Purity of Heart (Die Reinheit des Herzens)

Robert van Ackeren dissects the relationship between two young professionals in their late thirties, and in so doing denounces, as one German critic notes, “the egoism, the emotional coldness and the inner emptiness of a whole generation.” Lisa (played by Elisabeth Trissenaar, who appears in Fassbinder's Berlin Alexanderplatz and The Station Master's Wife) and Jean (Marrhias Habich) live together in imperfect harmony: well-off, liberal, intellectual, they are embarrassed by their past (passing) interest in politics, and have moved up into an urban high life in which Cuba and China are only discussed as possible vacation spots. When they bother to, they find themselves bored. From time to time they consider cures for the humdrummery of their life together--outside affairs, separate vacations and the like. But when Lisa embarks on just such a cure with a macho man she encounters shoplifting in her bookstore, the results are tumultuous for all concerned.
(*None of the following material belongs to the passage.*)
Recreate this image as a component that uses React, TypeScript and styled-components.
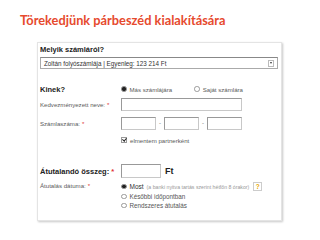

Writer-Director Robert van Ackeren has eight features, numerous short films and a number of festival prizes to his credit. He began his feature film career as a cinematographer for several new German directors including Rosa von Praunheim and Werner Schroeter. His style, which began in the aesthetic tradition of Warhol, has developed into something more reminiscent of the early melodramas of Claude Chabrol. German critic Wolf Donner writes of van Ackeren's “pleasure in striking exaggeration, in a playful indulgence in alienation, in a lasciviously stretched out, bombastic display of feelings....” Featured at the 1980 Berlin Film Festival.